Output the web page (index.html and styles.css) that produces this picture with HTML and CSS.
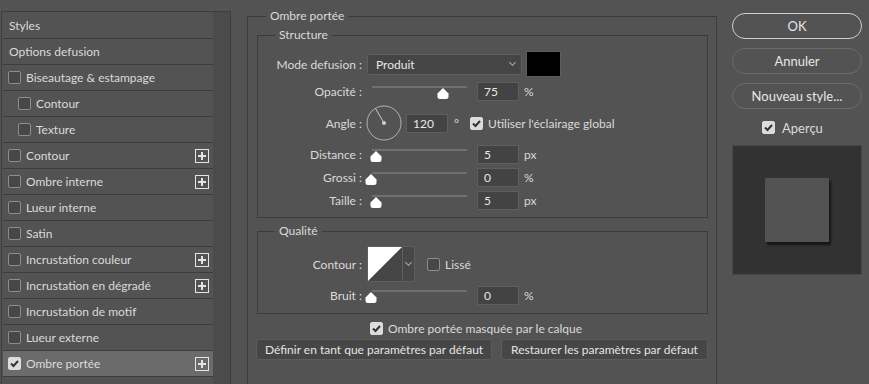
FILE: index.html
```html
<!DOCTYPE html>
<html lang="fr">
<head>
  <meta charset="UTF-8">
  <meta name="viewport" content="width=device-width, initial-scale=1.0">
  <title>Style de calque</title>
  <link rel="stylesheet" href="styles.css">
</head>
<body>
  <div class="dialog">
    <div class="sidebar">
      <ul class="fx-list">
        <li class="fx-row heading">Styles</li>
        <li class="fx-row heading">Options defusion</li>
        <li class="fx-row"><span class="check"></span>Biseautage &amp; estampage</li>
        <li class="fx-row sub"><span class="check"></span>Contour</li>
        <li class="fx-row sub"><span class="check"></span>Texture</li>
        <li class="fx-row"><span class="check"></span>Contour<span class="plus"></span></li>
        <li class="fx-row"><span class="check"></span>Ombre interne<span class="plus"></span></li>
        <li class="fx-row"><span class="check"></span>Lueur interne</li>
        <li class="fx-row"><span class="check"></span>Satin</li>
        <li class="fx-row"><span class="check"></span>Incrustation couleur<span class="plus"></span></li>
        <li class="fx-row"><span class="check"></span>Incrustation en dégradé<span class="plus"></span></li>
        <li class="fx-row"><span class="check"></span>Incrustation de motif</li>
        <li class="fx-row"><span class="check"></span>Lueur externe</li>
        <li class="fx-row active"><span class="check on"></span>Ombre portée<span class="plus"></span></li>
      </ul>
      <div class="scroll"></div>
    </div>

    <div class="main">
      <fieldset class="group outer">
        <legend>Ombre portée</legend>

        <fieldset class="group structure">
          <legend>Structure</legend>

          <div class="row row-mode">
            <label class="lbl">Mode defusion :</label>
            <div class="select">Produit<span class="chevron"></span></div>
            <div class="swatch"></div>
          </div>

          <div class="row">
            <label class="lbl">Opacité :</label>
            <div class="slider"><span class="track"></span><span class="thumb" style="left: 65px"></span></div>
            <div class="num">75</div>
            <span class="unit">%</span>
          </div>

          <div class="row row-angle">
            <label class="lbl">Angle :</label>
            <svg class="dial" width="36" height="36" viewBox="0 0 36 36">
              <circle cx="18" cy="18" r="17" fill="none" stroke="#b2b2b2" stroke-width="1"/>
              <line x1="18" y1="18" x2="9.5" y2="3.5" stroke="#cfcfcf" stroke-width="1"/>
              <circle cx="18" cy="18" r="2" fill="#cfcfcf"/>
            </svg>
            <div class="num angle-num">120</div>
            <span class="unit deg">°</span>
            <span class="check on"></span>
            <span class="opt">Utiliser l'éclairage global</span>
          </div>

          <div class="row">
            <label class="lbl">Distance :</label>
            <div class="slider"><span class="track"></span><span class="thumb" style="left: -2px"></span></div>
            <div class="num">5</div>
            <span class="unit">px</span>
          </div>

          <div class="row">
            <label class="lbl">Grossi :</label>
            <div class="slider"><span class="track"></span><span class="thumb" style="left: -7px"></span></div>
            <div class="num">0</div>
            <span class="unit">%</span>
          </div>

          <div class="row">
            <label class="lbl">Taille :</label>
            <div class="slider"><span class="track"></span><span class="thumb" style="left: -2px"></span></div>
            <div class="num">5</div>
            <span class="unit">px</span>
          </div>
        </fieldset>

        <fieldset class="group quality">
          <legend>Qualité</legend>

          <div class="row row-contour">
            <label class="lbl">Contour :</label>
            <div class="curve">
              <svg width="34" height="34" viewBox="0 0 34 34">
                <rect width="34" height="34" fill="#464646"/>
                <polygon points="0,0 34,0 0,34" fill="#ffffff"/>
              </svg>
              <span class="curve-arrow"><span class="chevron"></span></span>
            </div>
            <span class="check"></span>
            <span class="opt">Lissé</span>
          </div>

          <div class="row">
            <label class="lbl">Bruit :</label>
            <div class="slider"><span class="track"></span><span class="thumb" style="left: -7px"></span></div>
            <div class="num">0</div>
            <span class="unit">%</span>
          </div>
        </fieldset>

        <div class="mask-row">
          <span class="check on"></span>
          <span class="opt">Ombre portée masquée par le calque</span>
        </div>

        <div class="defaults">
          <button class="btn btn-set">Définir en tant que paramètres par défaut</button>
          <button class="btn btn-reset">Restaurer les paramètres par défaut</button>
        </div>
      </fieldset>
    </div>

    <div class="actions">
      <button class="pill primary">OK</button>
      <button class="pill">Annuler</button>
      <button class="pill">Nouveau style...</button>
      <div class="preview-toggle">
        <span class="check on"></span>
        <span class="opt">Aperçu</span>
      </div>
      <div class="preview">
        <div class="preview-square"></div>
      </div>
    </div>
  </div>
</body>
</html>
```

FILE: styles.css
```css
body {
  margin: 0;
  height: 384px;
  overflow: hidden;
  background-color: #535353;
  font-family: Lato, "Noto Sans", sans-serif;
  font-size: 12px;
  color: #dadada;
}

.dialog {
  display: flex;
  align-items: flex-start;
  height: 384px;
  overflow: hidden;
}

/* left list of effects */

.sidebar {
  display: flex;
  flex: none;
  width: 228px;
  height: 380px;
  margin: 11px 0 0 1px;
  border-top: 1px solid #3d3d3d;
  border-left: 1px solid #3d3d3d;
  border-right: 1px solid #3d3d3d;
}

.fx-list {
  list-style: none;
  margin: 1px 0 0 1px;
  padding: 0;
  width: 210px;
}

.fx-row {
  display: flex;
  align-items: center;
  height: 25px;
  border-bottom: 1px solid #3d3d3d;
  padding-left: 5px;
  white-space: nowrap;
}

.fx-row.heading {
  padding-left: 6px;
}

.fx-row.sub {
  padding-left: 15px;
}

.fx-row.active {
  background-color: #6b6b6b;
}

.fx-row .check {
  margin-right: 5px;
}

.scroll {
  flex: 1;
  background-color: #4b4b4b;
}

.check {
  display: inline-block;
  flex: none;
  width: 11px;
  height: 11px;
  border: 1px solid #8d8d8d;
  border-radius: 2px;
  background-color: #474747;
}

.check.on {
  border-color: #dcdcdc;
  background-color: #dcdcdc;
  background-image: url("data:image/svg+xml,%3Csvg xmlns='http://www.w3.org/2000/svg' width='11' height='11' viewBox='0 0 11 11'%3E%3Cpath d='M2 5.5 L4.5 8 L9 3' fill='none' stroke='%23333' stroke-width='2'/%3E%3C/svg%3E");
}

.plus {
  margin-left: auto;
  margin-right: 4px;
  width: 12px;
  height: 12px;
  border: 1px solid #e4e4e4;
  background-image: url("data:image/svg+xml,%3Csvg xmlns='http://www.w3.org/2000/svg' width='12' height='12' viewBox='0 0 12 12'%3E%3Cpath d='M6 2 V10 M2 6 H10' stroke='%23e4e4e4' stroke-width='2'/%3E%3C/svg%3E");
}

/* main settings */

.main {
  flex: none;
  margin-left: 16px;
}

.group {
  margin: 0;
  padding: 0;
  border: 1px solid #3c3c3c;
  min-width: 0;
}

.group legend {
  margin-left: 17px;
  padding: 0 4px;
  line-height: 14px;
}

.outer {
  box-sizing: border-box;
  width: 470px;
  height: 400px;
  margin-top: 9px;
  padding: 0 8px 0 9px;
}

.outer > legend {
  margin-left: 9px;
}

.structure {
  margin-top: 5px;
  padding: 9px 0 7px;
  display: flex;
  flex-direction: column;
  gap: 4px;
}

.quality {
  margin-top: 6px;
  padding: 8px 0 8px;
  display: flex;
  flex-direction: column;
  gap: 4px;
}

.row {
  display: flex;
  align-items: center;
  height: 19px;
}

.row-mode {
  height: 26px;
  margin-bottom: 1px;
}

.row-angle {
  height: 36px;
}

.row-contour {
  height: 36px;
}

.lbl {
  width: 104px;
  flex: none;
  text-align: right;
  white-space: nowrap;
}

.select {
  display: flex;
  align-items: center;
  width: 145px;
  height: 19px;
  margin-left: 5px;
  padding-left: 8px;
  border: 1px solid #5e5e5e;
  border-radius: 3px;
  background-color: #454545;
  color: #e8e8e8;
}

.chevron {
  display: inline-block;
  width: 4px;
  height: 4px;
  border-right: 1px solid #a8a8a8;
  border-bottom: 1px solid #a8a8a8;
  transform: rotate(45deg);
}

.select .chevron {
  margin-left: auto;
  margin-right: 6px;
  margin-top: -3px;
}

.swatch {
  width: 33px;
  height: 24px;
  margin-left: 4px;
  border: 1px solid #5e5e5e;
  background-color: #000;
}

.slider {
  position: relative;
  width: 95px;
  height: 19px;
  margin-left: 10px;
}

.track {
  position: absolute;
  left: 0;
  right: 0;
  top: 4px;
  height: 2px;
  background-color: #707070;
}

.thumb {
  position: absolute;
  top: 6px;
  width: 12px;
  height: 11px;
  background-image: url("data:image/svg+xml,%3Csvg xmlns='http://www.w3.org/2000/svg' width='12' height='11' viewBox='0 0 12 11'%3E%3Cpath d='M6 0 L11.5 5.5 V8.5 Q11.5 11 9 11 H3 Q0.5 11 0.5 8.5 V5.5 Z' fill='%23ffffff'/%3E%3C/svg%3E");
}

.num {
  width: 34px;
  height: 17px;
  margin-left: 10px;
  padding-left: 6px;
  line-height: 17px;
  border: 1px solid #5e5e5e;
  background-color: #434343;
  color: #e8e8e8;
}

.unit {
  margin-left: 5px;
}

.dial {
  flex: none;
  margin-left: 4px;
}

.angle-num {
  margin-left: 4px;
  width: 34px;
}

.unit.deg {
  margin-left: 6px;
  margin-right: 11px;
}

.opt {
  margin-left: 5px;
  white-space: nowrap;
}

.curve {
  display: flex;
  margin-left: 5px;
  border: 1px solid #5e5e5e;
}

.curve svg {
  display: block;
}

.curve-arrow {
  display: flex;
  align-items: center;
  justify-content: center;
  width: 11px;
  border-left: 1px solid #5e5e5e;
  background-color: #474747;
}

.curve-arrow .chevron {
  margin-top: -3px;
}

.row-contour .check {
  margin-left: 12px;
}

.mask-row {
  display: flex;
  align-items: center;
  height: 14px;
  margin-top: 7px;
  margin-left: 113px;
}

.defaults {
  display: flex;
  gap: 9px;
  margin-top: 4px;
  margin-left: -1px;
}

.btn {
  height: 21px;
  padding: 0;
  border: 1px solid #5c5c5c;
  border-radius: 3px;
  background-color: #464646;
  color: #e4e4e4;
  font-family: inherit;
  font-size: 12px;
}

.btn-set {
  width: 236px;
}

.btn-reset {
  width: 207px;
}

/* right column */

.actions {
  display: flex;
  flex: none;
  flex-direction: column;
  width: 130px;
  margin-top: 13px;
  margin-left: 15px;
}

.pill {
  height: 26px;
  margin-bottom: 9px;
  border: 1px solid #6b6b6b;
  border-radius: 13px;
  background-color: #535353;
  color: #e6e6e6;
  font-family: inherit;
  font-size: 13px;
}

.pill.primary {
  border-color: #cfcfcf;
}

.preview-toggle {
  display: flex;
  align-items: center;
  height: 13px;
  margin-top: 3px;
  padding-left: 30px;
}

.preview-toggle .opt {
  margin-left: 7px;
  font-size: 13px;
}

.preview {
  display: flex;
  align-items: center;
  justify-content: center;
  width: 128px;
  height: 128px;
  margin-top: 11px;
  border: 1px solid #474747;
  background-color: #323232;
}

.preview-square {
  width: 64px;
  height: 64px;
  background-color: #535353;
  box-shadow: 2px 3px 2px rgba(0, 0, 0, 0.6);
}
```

┄┄┄┄┄┄

**TASK**
Write out every line of the data that holds the word "index".

**PROBLEM SOLUTION**
Output the web page (index.html and styles.css) that produces this picture with HTML and CSS.
FILE: index.html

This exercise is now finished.